>>>

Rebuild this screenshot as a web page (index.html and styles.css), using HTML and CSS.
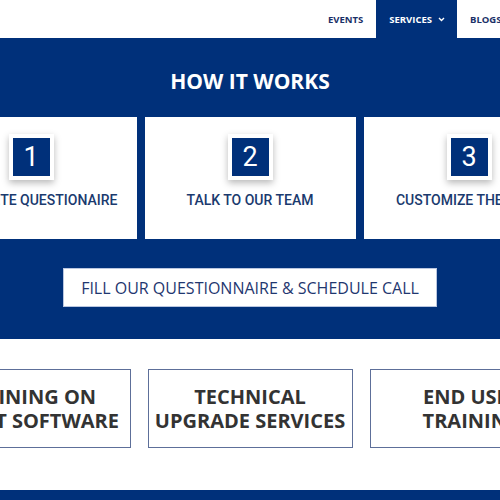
FILE: index.html
```html
<!DOCTYPE html>
<html>
<head>
<meta charset="utf-8">
<link rel="stylesheet" href="styles.css">
</head>
<body>
<nav class="nav">
  <a class="nav-item">EVENTS</a>
  <a class="nav-item active">SERVICES<svg class="chev" width="7" height="5" viewBox="0 0 7 5"><path d="M1 1l2.5 2.5L6 1" fill="none" stroke="#fff" stroke-width="1.4"/></svg></a>
  <a class="nav-item">BLOGS</a>
</nav>
<section class="how">
  <h2 class="how-title">HOW IT WORKS</h2>
  <div class="steps">
    <div class="step"><div class="num-frame"><div class="num">1</div></div><div class="step-label">COMPLETE QUESTIONAIRE</div></div>
    <div class="step"><div class="num-frame"><div class="num">2</div></div><div class="step-label">TALK TO OUR TEAM</div></div>
    <div class="step"><div class="num-frame"><div class="num">3</div></div><div class="step-label">CUSTOMIZE THE PLAN</div></div>
  </div>
  <div class="cta-row"><a class="cta">FILL OUR QUESTIONNAIRE &amp; SCHEDULE CALL</a></div>
</section>
<section class="services">
  <div class="svc">TRAINING ON<br>CLIENT SOFTWARE</div>
  <div class="svc">TECHNICAL<br>UPGRADE SERVICES</div>
  <div class="svc">END USER<br>TRAINING</div>
</section>
<footer class="foot"></footer>
</body>
</html>
```
FILE: styles.css
```css
html, body {
  margin: 0;
  padding: 0;
  width: 500px;
  height: 500px;
  overflow: hidden;
  background: #fff;
}
.nav {
  height: 38px;
  display: flex;
  padding-left: 315px;
  white-space: nowrap;
  font-family: "Open Sans", sans-serif;
  font-size: 9.5px;
  font-weight: bold;
  color: #1a3068;
  overflow: hidden;
}
.nav-item {
  display: flex;
  align-items: center;
  padding: 0 13px;
  height: 38px;
  flex: none;
}
.nav-item.active {
  background: #00307a;
  color: #fff;
  padding-right: 12px;
}
.chev {
  margin-left: 6px;
}
.how {
  background: #00307a;
  height: 301px;
  padding-top: 1px;
  box-sizing: border-box;
  overflow: hidden;
}
.how-title {
  margin: 28px 0 0;
  height: 28px;
  line-height: 28px;
  text-align: center;
  color: #fff;
  font-family: "Open Sans", sans-serif;
  font-weight: bold;
  font-size: 21px;
}
.steps {
  margin-top: 22px;
  display: flex;
  justify-content: center;
  gap: 8px;
}
.step {
  flex: none;
  width: 211px;
  height: 122px;
  background: #fff;
  display: flex;
  flex-direction: column;
  align-items: center;
  padding-top: 17px;
  box-sizing: border-box;
}
.num-frame {
  padding: 4px;
  background: #fff;
  box-shadow: 0 3px 7px rgba(0, 0, 0, 0.28);
}
.num {
  width: 37px;
  height: 38px;
  background: #00307a;
  color: #fff;
  font-family: Roboto, sans-serif;
  font-size: 27px;
  line-height: 38px;
  text-align: center;
}
.step-label {
  margin-top: 12px;
  font-family: Roboto, sans-serif;
  font-weight: 500;
  font-size: 14px;
  line-height: 17px;
  color: #1a3a6e;
  white-space: nowrap;
}
.cta-row {
  display: flex;
  justify-content: center;
  margin-top: 29px;
}
.cta {
  width: 374px;
  height: 39px;
  box-sizing: border-box;
  background: #fff;
  border: 1px solid #b9c6e0;
  display: flex;
  align-items: center;
  justify-content: center;
  font-family: "Open Sans", sans-serif;
  font-size: 16px;
  color: #1f3770;
}
.services {
  height: 151px;
  box-sizing: border-box;
  padding-top: 30px;
  display: flex;
  justify-content: center;
  gap: 17px;
}
.svc {
  flex: none;
  width: 205px;
  height: 79px;
  box-sizing: border-box;
  border: 1px solid #5d6f99;
  display: flex;
  align-items: center;
  justify-content: center;
  text-align: center;
  font-family: "Open Sans", sans-serif;
  font-weight: bold;
  font-size: 20px;
  line-height: 24px;
  color: #333;
  white-space: nowrap;
}
.foot {
  height: 20px;
  background: #00307a;
}
```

<<<

- [Instruction]: Except for the pictures, copy the material above exactly.

- [The answer]:
Rebuild this screenshot as a web page (index.html and styles.css), using HTML and CSS.
FILE: index.html
```html
<!DOCTYPE html>
<html>
<head>
<meta charset="utf-8">
<link rel="stylesheet" href="styles.css">
</head>
<body>
<nav class="nav">
  <a class="nav-item">EVENTS</a>
  <a class="nav-item active">SERVICES<svg class="chev" width="7" height="5" viewBox="0 0 7 5"><path d="M1 1l2.5 2.5L6 1" fill="none" stroke="#fff" stroke-width="1.4"/></svg></a>
  <a class="nav-item">BLOGS</a>
</nav>
<section class="how">
  <h2 class="how-title">HOW IT WORKS</h2>
  <div class="steps">
    <div class="step"><div class="num-frame"><div class="num">1</div></div><div class="step-label">COMPLETE QUESTIONAIRE</div></div>
    <div class="step"><div class="num-frame"><div class="num">2</div></div><div class="step-label">TALK TO OUR TEAM</div></div>
    <div class="step"><div class="num-frame"><div class="num">3</div></div><div class="step-label">CUSTOMIZE THE PLAN</div></div>
  </div>
  <div class="cta-row"><a class="cta">FILL OUR QUESTIONNAIRE &amp; SCHEDULE CALL</a></div>
</section>
<section class="services">
  <div class="svc">TRAINING ON<br>CLIENT SOFTWARE</div>
  <div class="svc">TECHNICAL<br>UPGRADE SERVICES</div>
  <div class="svc">END USER<br>TRAINING</div>
</section>
<footer class="foot"></footer>
</body>
</html>
```
FILE: styles.css
```css
html, body {
  margin: 0;
  padding: 0;
  width: 500px;
  height: 500px;
  overflow: hidden;
  background: #fff;
}
.nav {
  height: 38px;
  display: flex;
  padding-left: 315px;
  white-space: nowrap;
  font-family: "Open Sans", sans-serif;
  font-size: 9.5px;
  font-weight: bold;
  color: #1a3068;
  overflow: hidden;
}
.nav-item {
  display: flex;
  align-items: center;
  padding: 0 13px;
  height: 38px;
  flex: none;
}
.nav-item.active {
  background: #00307a;
  color: #fff;
  padding-right: 12px;
}
.chev {
  margin-left: 6px;
}
.how {
  background: #00307a;
  height: 301px;
  padding-top: 1px;
  box-sizing: border-box;
  overflow: hidden;
}
.how-title {
  margin: 28px 0 0;
  height: 28px;
  line-height: 28px;
  text-align: center;
  color: #fff;
  font-family: "Open Sans", sans-serif;
  font-weight: bold;
  font-size: 21px;
}
.steps {
  margin-top: 22px;
  display: flex;
  justify-content: center;
  gap: 8px;
}
.step {
  flex: none;
  width: 211px;
  height: 122px;
  background: #fff;
  display: flex;
  flex-direction: column;
  align-items: center;
  padding-top: 17px;
  box-sizing: border-box;
}
.num-frame {
  padding: 4px;
  background: #fff;
  box-shadow: 0 3px 7px rgba(0, 0, 0, 0.28);
}
.num {
  width: 37px;
  height: 38px;
  background: #00307a;
  color: #fff;
  font-family: Roboto, sans-serif;
  font-size: 27px;
  line-height: 38px;
  text-align: center;
}
.step-label {
  margin-top: 12px;
  font-family: Roboto, sans-serif;
  font-weight: 500;
  font-size: 14px;
  line-height: 17px;
  color: #1a3a6e;
  white-space: nowrap;
}
.cta-row {
  display: flex;
  justify-content: center;
  margin-top: 29px;
}
.cta {
  width: 374px;
  height: 39px;
  box-sizing: border-box;
  background: #fff;
  border: 1px solid #b9c6e0;
  display: flex;
  align-items: center;
  justify-content: center;
  font-family: "Open Sans", sans-serif;
  font-size: 16px;
  color: #1f3770;
}
.services {
  height: 151px;
  box-sizing: border-box;
  padding-top: 30px;
  display: flex;
  justify-content: center;
  gap: 17px;
}
.svc {
  flex: none;
  width: 205px;
  height: 79px;
  box-sizing: border-box;
  border: 1px solid #5d6f99;
  display: flex;
  align-items: center;
  justify-content: center;
  text-align: center;
  font-family: "Open Sans", sans-serif;
  font-weight: bold;
  font-size: 20px;
  line-height: 24px;
  color: #333;
  white-space: nowrap;
}
.foot {
  height: 20px;
  background: #00307a;
}
```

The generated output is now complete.